**What is needed:** From the listing below, copy every line with the word "components".

**Data block:**
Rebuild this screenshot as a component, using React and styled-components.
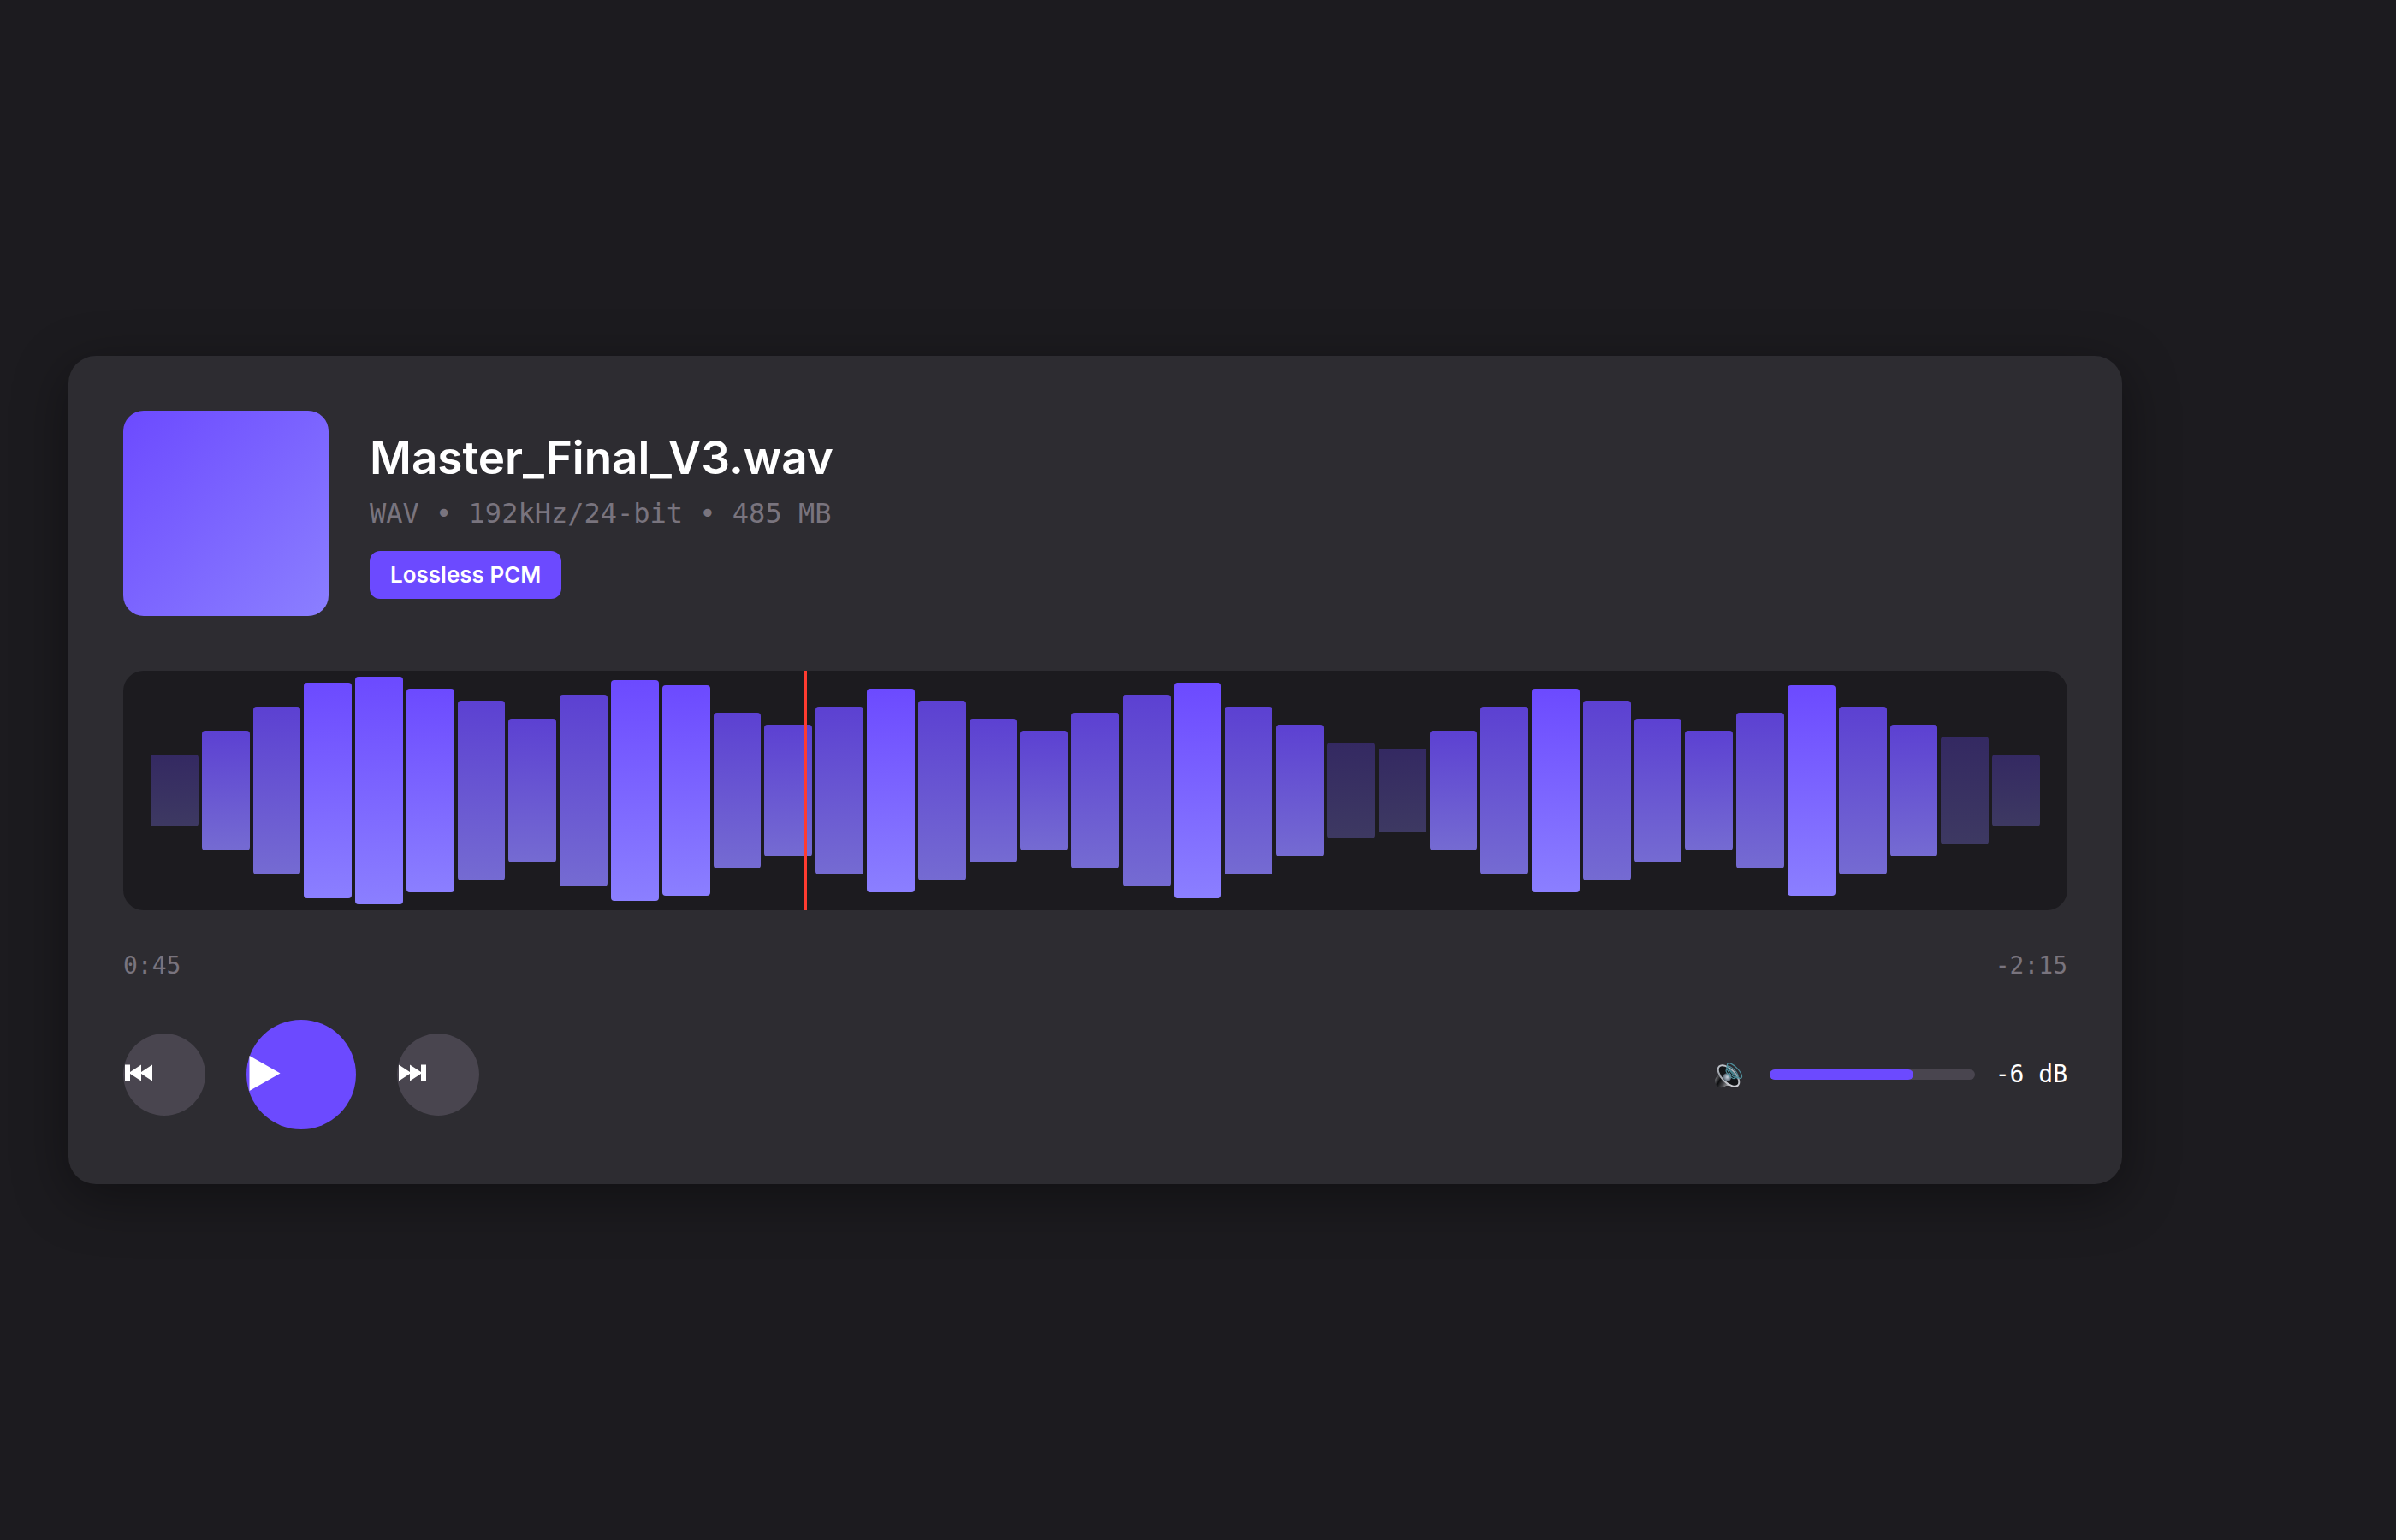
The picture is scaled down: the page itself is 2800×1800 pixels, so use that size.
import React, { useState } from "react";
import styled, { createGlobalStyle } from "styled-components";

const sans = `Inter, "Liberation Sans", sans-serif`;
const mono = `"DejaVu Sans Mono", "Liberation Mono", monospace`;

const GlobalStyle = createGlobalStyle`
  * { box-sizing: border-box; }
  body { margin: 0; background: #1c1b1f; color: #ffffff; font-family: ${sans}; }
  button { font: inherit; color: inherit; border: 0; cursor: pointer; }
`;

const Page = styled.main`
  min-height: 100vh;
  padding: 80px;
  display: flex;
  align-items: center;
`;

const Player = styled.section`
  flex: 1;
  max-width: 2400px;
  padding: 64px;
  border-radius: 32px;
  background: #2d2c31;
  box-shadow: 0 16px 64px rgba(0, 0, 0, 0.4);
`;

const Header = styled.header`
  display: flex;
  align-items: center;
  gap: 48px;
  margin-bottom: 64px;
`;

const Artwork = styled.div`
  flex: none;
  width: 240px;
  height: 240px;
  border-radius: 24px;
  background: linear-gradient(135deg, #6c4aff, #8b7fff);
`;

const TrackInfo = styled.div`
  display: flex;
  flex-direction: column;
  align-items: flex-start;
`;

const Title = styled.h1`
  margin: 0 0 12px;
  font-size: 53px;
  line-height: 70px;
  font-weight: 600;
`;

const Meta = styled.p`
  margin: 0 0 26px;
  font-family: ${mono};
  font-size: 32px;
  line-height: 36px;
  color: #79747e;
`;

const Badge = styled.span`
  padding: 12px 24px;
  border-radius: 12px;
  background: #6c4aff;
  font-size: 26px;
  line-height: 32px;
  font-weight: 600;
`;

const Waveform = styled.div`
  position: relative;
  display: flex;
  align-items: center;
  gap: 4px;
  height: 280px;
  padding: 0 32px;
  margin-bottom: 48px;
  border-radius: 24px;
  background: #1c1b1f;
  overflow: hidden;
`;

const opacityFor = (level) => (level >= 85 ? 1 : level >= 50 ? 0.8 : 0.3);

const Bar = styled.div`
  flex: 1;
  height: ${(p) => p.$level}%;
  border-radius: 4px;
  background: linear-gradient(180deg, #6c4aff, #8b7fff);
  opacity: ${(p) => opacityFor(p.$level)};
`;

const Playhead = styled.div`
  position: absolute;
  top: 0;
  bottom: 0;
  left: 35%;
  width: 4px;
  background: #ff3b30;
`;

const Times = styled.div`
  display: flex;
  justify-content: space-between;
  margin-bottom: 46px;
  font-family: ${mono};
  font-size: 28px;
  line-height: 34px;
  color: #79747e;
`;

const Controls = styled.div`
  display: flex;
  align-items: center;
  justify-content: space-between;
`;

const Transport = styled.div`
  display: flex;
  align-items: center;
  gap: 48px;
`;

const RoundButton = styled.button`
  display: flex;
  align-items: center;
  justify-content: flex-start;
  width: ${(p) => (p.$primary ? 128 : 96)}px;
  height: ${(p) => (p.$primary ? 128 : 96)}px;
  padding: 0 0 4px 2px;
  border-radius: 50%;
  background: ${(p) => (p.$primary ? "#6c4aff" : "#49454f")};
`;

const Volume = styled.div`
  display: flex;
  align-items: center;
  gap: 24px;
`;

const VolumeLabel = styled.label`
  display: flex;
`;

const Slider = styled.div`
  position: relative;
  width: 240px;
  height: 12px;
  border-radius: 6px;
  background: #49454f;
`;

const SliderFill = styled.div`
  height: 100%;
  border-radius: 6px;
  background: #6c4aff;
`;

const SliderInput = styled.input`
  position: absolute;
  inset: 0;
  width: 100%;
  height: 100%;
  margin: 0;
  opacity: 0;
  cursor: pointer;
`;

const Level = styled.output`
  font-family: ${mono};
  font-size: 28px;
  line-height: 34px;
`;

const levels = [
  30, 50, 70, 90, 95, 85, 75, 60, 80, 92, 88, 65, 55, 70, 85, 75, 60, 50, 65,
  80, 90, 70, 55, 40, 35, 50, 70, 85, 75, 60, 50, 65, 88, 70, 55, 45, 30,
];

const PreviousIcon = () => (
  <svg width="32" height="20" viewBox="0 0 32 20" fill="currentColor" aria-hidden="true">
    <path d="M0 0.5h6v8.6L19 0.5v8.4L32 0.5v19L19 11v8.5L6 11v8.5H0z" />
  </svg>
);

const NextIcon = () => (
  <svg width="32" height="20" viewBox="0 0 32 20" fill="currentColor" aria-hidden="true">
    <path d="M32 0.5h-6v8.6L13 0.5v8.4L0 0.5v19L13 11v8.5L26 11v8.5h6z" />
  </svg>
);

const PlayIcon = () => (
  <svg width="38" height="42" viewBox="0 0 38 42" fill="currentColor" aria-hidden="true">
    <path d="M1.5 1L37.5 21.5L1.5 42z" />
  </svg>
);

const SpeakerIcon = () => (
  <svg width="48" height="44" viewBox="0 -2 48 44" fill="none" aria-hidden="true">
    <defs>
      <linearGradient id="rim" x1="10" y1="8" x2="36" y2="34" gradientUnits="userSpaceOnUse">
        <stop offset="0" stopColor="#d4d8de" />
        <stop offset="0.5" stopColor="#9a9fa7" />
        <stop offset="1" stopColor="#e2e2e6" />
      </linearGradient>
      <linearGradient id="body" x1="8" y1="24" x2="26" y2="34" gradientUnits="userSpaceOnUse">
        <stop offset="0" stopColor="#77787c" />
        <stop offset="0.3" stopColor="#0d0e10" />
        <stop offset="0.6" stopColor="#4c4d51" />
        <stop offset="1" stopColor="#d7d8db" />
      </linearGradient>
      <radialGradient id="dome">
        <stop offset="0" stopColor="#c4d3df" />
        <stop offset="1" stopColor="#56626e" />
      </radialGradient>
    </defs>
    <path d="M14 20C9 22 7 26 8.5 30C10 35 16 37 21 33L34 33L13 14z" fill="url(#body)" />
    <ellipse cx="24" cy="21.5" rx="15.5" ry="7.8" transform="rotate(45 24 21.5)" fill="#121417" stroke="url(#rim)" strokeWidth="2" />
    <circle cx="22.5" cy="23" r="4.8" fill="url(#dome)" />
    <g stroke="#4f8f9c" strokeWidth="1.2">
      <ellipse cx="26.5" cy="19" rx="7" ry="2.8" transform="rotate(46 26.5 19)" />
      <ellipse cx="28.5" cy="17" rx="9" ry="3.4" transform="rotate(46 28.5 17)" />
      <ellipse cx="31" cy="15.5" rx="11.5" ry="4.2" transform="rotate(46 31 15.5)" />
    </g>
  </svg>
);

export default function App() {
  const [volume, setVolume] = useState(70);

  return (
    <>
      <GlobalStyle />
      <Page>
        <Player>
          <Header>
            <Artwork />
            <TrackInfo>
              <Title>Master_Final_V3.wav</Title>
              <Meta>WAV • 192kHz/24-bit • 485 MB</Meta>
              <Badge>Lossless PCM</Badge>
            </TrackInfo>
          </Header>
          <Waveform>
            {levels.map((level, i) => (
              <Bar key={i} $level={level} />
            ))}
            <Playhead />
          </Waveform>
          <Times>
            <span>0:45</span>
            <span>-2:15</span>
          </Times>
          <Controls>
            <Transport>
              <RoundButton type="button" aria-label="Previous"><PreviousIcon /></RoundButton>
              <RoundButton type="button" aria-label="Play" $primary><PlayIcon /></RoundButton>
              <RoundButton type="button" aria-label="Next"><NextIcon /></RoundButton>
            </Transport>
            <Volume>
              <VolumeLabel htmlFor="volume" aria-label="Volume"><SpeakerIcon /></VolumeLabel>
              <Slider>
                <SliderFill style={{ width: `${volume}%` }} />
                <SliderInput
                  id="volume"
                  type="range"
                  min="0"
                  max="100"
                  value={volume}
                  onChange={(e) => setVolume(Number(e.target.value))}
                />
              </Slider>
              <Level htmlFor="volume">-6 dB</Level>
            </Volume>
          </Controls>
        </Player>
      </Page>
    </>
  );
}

**Output for this exercise:**
Rebuild this screenshot as a component, using React and styled-components.
import styled, { createGlobalStyle } from "styled-components";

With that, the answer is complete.